The Pathos of Politics (39) Adam Smith

Adam Smith

The 1st duty of the sovereign is that of protecting the society from the violence and invasion of other independent societies.

The 2nd duty of the sovereign is that of protecting, as far as possible, every member of the society from the injustice or oppression of every other member of it, or the duty of establishing an exact administration of justice.

The 3rd and last duty of the sovereign or commonwealth is that of erecting and maintaining those public institutions and those public works, which, though they may be in the highest degree advantageous to a great society, are, however, of such a nature, that the profit could never repay the expense to any individual or small number of individuals, and which it therefore cannot be expected that any individual or small number of individuals should erect or maintain. ~ Adam Smith

Scottish moral philosopher Adam Smith (1723–1790) is remembered as an apostle of capitalism. His 2nd book, An Inquiry into the Nature and Causes of the Wealth of Nations (1776), earned him everlasting fame and enormous influence. His espoused policies were generally adopted in 19th century Britain.

Smith was not the first to write a systematic treatise on economics. That distinction belongs to Scottish economist James Steuart, who published An Inquiry into the Principles of Political Economy in 1767. Steuart’s book harkened back to the mercantilist era, and so was largely forgotten.

Governments in Smith’s day were wasteful and inefficient, misdirecting resources, with poor taxation practices and stifling regulations on both the economy and society. The major goal of social philosophers at the time was figuring ways to reduce the extent and custom of inept government in all areas.

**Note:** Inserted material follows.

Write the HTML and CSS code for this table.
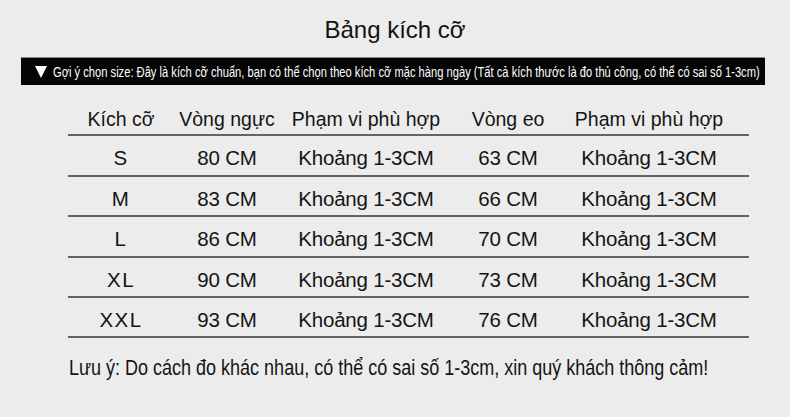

Smith’s mode of thinking in this regard was conventional. What was exceptional about Smith was his fantastic optimism about the positive consequences of what self-interested individuals could create. Whereas mercantilists regarded a country’s resources as properly serving the state, Smith thought that a nation’s economic engine was fueled through the efforts of individuals, and so these people were the ones who deserved its fruits.

That was just the warm-up. Smith went much further: stepping through the looking glass to ludicrously claim that selfishness was a societal good.

Every individual, by pursuing his own interest, frequently promotes that of the society more effectually than when he really intends to promote it. ~ Adam Smith

This irrationality sanguinely squared the circle for Smith: that unfettered enterprise was the formula for “universal opulence”; a reality never realized anywhere in the nearly 3 centuries since Smith fantasized his economic utopia. Instead, the maturation of capitalism as an exercise in self-interest has witnessed the growth of egregious inequities in every society where it is practiced.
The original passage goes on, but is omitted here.